Define Budget line and Terms using Graphs and mathematical Expressions

define the following terms using graphs and matimatical expressions

servant

The budget line is a graphical and mathematical representation of the various combinations of two goods that a consumer can afford to purchase given their income and the prices of the goods. It shows all possible combinations of goods that can be purchased with a specific budget.

Graphically, the budget line is represented by a straight line that connects two points on a graph. On the graph, one good is typically represented on the x-axis, while the other good is represented on the y-axis. The slope of the budget line represents the relative prices of the two goods.
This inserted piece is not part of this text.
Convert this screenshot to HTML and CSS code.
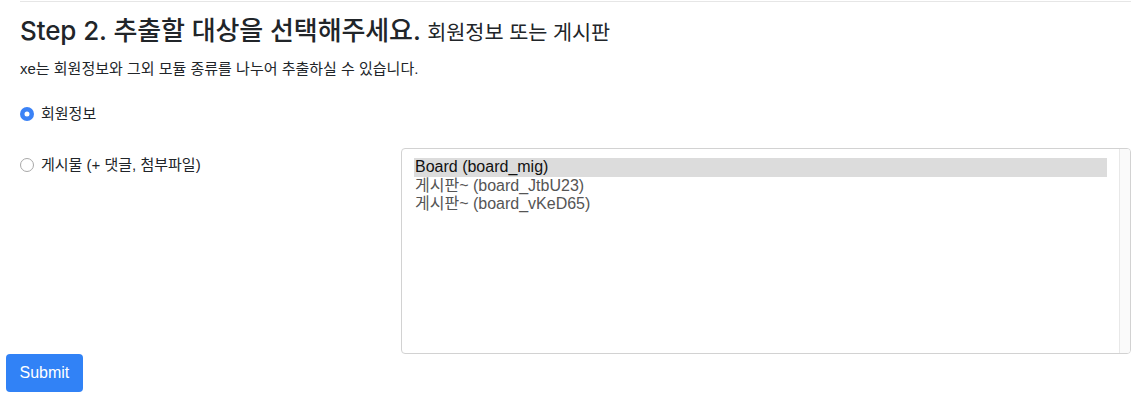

The equation of the budget line is given as:

B = Px * X + Py * Y

Where B represents the budget, Px is the price of good X, X is the quantity purchased of good X, Py is the price of good Y, and Y is the quantity purchased of good Y.

To draw the budget line, follow these steps:

1. Determine the consumer's budget or income.
2. Determine the prices of good X and good Y.
3. Choose different quantities of good X and solve for the corresponding quantities of good Y using the budget equation.
4. Plot the points representing the combinations of goods on the graph.
5. Connect the points with a straight line to create the budget line.

The terms commonly used with the budget line are:

1. Budget Constraint: It refers to the limitation on the total amount of goods that a consumer can purchase with their given income and the prices of the goods.

2. Opportunity Cost: It is the cost of forgoing the consumption of one good to consume another good. In the context of the budget line, it represents the trade-off between the two goods that the consumer can afford.

3. Tangency: It occurs when the budget line is tangent to the consumer's indifference curve. At this point, the consumer maximizes their utility given their budget constraint.

4. Income Expansion Path: It is the path traced by the optimum combination of two goods as the consumer's income changes while keeping the prices constant.

Understanding these concepts can help analyze consumer choices and preferences based on their budgetary restrictions.